I suspect that Nate is going to take longer than most kids to hit the "HOLY COW THIS SUCKS!" point in life, and because of that, it's really going to knock him on his butt.

JenFen said...

I've had to have these talks with Jake and man, it is tough to listen.

Thank you for sharing and keeping it real and honest and funny and poignant all at the same time.

I'd really like to know how your plan for not yelling goes.

Cynthia said...

As usual your post is both timely and really helpful :-)

Listening is something I am having to work on with Alaina as well.
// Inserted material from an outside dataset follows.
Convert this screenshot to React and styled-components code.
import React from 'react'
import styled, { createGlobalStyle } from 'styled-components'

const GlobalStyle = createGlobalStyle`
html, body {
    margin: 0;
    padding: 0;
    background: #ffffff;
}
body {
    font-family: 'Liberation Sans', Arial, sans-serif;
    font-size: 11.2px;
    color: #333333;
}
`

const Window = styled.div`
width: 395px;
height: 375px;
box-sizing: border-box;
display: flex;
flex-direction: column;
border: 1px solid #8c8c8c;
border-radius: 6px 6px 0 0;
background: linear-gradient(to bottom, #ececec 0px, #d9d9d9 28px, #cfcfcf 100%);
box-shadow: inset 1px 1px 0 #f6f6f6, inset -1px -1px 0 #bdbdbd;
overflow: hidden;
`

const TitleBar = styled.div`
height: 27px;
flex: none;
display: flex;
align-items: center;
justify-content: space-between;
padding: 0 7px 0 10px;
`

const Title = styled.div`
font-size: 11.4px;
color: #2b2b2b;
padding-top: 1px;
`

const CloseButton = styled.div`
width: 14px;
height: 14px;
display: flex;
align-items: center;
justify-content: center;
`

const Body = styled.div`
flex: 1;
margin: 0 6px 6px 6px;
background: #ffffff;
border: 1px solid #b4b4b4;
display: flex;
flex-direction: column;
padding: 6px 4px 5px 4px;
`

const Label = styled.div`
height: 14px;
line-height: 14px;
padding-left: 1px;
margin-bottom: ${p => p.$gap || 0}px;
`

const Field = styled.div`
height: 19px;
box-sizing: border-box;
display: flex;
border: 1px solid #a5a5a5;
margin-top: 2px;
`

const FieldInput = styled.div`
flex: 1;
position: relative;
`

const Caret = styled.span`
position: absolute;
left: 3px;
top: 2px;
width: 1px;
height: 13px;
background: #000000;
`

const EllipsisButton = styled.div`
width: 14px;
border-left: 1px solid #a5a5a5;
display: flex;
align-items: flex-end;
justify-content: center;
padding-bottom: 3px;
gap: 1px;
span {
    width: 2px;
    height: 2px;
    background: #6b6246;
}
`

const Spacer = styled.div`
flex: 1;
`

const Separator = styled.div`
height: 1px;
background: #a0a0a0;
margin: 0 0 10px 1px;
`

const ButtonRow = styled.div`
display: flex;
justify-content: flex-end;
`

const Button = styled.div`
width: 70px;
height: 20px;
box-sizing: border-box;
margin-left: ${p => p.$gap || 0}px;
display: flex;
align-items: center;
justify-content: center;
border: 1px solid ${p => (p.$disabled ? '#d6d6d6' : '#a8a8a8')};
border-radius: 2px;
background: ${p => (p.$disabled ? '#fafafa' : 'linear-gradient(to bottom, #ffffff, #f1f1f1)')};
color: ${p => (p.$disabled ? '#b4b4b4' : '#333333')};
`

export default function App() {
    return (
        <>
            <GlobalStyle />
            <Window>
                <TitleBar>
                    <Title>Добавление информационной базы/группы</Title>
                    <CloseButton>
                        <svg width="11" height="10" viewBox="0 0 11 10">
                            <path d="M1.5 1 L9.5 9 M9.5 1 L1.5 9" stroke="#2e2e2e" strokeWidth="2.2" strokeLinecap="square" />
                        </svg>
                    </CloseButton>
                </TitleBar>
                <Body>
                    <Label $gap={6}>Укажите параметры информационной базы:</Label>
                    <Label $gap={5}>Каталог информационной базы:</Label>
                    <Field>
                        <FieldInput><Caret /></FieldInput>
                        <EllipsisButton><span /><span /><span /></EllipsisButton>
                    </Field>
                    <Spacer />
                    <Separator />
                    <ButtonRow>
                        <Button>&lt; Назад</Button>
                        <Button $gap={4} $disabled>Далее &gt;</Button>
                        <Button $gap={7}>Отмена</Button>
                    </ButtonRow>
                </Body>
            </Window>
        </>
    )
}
She keeps losing it about having brothers and I keep snapping back at her that there is nothing we can do about them (they're obviously going to be around for a while) so please stop crying about it.
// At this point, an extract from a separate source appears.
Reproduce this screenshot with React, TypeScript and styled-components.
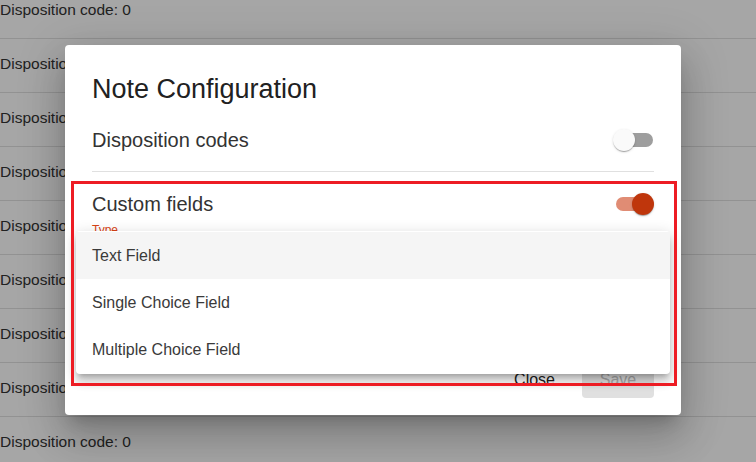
import styled, { createGlobalStyle } from "styled-components";

const GlobalStyle = createGlobalStyle`
  html, body {
    margin: 0;
    padding: 0;
    width: 756px;
    height: 462px;
    overflow: hidden;
    background: #fff;
    font-family: "Liberation Sans", Arial, sans-serif;
  }
`;

const codes = Array.from({ length: 9 }, () => 0);

const menuOptions = ["Text Field", "Single Choice Field", "Multiple Choice Field"];

export default function App() {
  return (
    <>
      <GlobalStyle />
      <Page>
        <CodeList>
          {codes.map((code, i) => (
            <CodeRow key={i}>Disposition code: {code}</CodeRow>
          ))}
        </CodeList>

        <Backdrop>
          <Dialog>
            <Title>Note Configuration</Title>

            <SettingRow>
              <span>Disposition codes</span>
              <Switch $on={false}>
                <Track />
                <Thumb />
              </Switch>
            </SettingRow>

            <Divider />

            <SettingRow $top="12px">
              <span>Custom fields</span>
              <Switch $on>
                <Track />
                <Thumb />
              </Switch>
            </SettingRow>

            <TypeField>
              <FieldLabel>Type</FieldLabel>
              <SelectLine />
            </TypeField>

            <Actions>
              <TextButton>Close</TextButton>
              <SaveButton disabled>Save</SaveButton>
            </Actions>

            <Menu>
              {menuOptions.map((opt, i) => (
                <MenuItem key={opt} $active={i === 0}>
                  {opt}
                </MenuItem>
              ))}
            </Menu>

            {/* annotation frame drawn over the dialog */}
            <Highlight />
          </Dialog>
        </Backdrop>
      </Page>
    </>
  );
}

const Page = styled.div`
  position: relative;
  width: 756px;
  height: 462px;
  overflow: hidden;
`;

const CodeList = styled.ul`
  list-style: none;
  margin: -15px 0 0;
  padding: 0;
`;

const CodeRow = styled.li`
  padding: 16px 0 19px;
  line-height: 18px;
  font-size: 15.5px;
  color: #333;
  border-bottom: 1px solid #e0e0e0;
`;

const Backdrop = styled.div`
  position: absolute;
  inset: 0;
  background: rgba(0, 0, 0, 0.35);
  display: flex;
  justify-content: center;
  align-items: flex-start;
  padding: 45px 10px 0 0;
  box-sizing: border-box;
`;

const Dialog = styled.div`
  position: relative;
  width: 616px;
  box-sizing: border-box;
  padding: 0 27px 17px;
  background: #fff;
  border-radius: 4px;
  box-shadow: 0px 11px 15px -7px rgba(0, 0, 0, 0.2),
    0px 24px 38px 3px rgba(0, 0, 0, 0.14), 0px 9px 46px 8px rgba(0, 0, 0, 0.12);
  display: flex;
  flex-direction: column;
`;

const Title = styled.h2`
  margin: 28px 0 0;
  font-size: 27px;
  line-height: 32px;
  font-weight: 400;
  color: #212121;
`;

const SettingRow = styled.div<{ $top?: string }>`
  display: flex;
  align-items: center;
  justify-content: space-between;
  height: 40px;
  margin-top: ${(p) => p.$top ?? "15px"};
  font-size: 20px;
  color: #333;
`;

const Divider = styled.div`
  height: 1px;
  margin-top: 11px;
  background: #e0e0e0;
`;

const Switch = styled.div<{ $on: boolean }>`
  position: relative;
  width: 41px;
  height: 22px;
  flex-shrink: 0;

  & > div:first-child {
    background: ${(p) => (p.$on ? "#e08c74" : "#9e9e9e")};
  }
  & > div:last-child {
    left: ${(p) => (p.$on ? "19px" : "0")};
    background: ${(p) => (p.$on ? "#bf360c" : "#fafafa")};
  }
`;

const Track = styled.div`
  position: absolute;
  left: 3px;
  right: 1px;
  top: 4px;
  height: 14px;
  border-radius: 7px;
`;

const Thumb = styled.div`
  position: absolute;
  top: 0;
  width: 22px;
  height: 22px;
  border-radius: 50%;
  box-shadow: 0px 2px 1px -1px rgba(0, 0, 0, 0.2),
    0px 1px 1px 0px rgba(0, 0, 0, 0.14), 0px 1px 3px 0px rgba(0, 0, 0, 0.12);
`;

const TypeField = styled.div`
  height: 138px;
  display: flex;
  flex-direction: column;
`;

const FieldLabel = styled.label`
  margin-top: -1px;
  font-size: 12px;
  line-height: 14px;
  color: #d84315;
`;

const SelectLine = styled.div`
  margin-top: 29px;
  height: 2px;
  background: #d84315;
`;

const Actions = styled.div`
  display: flex;
  justify-content: flex-end;
  align-items: center;
  gap: 19px;
  height: 36px;
`;

const TextButton = styled.button`
  height: 36px;
  padding: 0 8px;
  border: none;
  background: transparent;
  font-family: inherit;
  font-size: 16px;
  color: #222;
`;

const SaveButton = styled(TextButton)`
  width: 72px;
  height: 35px;
  border-radius: 4px;
  background: #e0e0e0;
  color: #a9a9a9;
`;

const Menu = styled.ul`
  position: absolute;
  left: 11px;
  top: 186px;
  width: 594px;
  margin: 0;
  padding: 1px 0;
  list-style: none;
  background: #fff;
  border-radius: 4px;
  box-shadow: 0px 5px 5px -3px rgba(0, 0, 0, 0.2),
    0px 8px 10px 1px rgba(0, 0, 0, 0.14), 0px 3px 14px 2px rgba(0, 0, 0, 0.12);
  z-index: 2;
`;

const MenuItem = styled.li<{ $active?: boolean }>`
  height: 47px;
  display: flex;
  align-items: center;
  padding: 0 16px;
  font-size: 16px;
  color: #3a3a3a;
  background: ${(p) => (p.$active ? "#f5f5f5" : "transparent")};
`;

const Highlight = styled.div`
  position: absolute;
  left: 6px;
  top: 136px;
  width: 606px;
  height: 205px;
  box-sizing: border-box;
  border: 3px solid #ed1c24;
  pointer-events: none;
  z-index: 3;
`;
Listening in more detail the other night did lead to some deeper revelations and we are trying to work through them.

PS - if it makes you feel better, I realized how good I had had it in my parents' house with I was about 22 so maybe the realization will come in your house earlier than 25 years from now :-)

thellfamily said...

This is awesome -- you must have been exhausted by the time the boys were in bed. I hope there was a large glass of wine waiting for you.

So, FWIW, we had a Saturday where we were all either yelling or whining (or both). It was a bad day. So Sunday morning when we woke up, I made a chart (I generally handle stress by making an excel file, so it was a good extension). There were two sections -- things we all wanted to do less of (yelling, whining...), and things we wanted to do more of (helping, getting ready quick, being polite...). And items were crossed with names. Each family member got an X for do less things, and a check for do more things. And anyone could call anyone else out (Mama, you yelled that! Daddy, that was so polite!). It made all of us more conscious all day of our behaviors and kids and grownups alike make more of an effort to say things nicely and be kind to each other. It was SUCH a better day than the day before. And at the end of the day we saw how many more checks we all had than X's.
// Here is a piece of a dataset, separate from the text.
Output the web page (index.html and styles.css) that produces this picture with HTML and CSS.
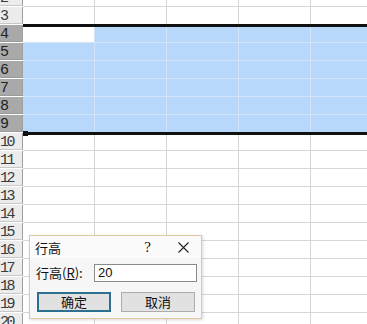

Sorry for the long comment!

Maria said...

I'm really glad he came around. Maybe it'll only take 20 years?

Beth said...

I think my favorite eCard is "If you would just listen and do something the first time I asked, Mommy wouldn't have to lose her shit." LOL The other day, I said something like, "I'm feeling very frustrated right now because I'm having to repeat myself over and over and I'm trying very hard not to yell." And Seth says, "Mommy, count to ten and take 3 deep breaths." Aghhhhhhh!!!!! OR YOU COULD PUT ON YOUR EFFING SOCKS!!!! Okay, I feel better. Good for you for digging deeper and for being patient. I definitely want to hear more about the no-yelling solution. :-)

heather v said...

Great post on the no yelling plan. Lots to digest and take away thinking about the V-boys.

Bonus pts for the Festivus reference .

claudia said...

When I was 5 and 6 I planned regularly to run away - and I mean planned. I was packed but never could stay up until midnight, the hour that I thought appropriate to leave. My mom told me that I would have to leave naked with nothing because she and my dad bought everything. I always thought that was a unique response. Glad to hear that someone else used it. We could definitely use the yelling plan in our house. Are you going to share it?

erinlaughs said...

Oh man. I am not far off from this with Delaney. She already moans and groans when I raise my voice (and even when I don't, everything is yelling to her if it isn't what she wants to hear). An excellent reminder to step back and listen!

Crazycurls said...

Would love to know what your plan is for less yelling! My almost 3 yr old had a major meltdown last night, full on tantrum. Tried talking to her gently, tried giving her options, tried leaving her alone...then it gets into no more mr nice guy with yelling and timeouts...arrrg.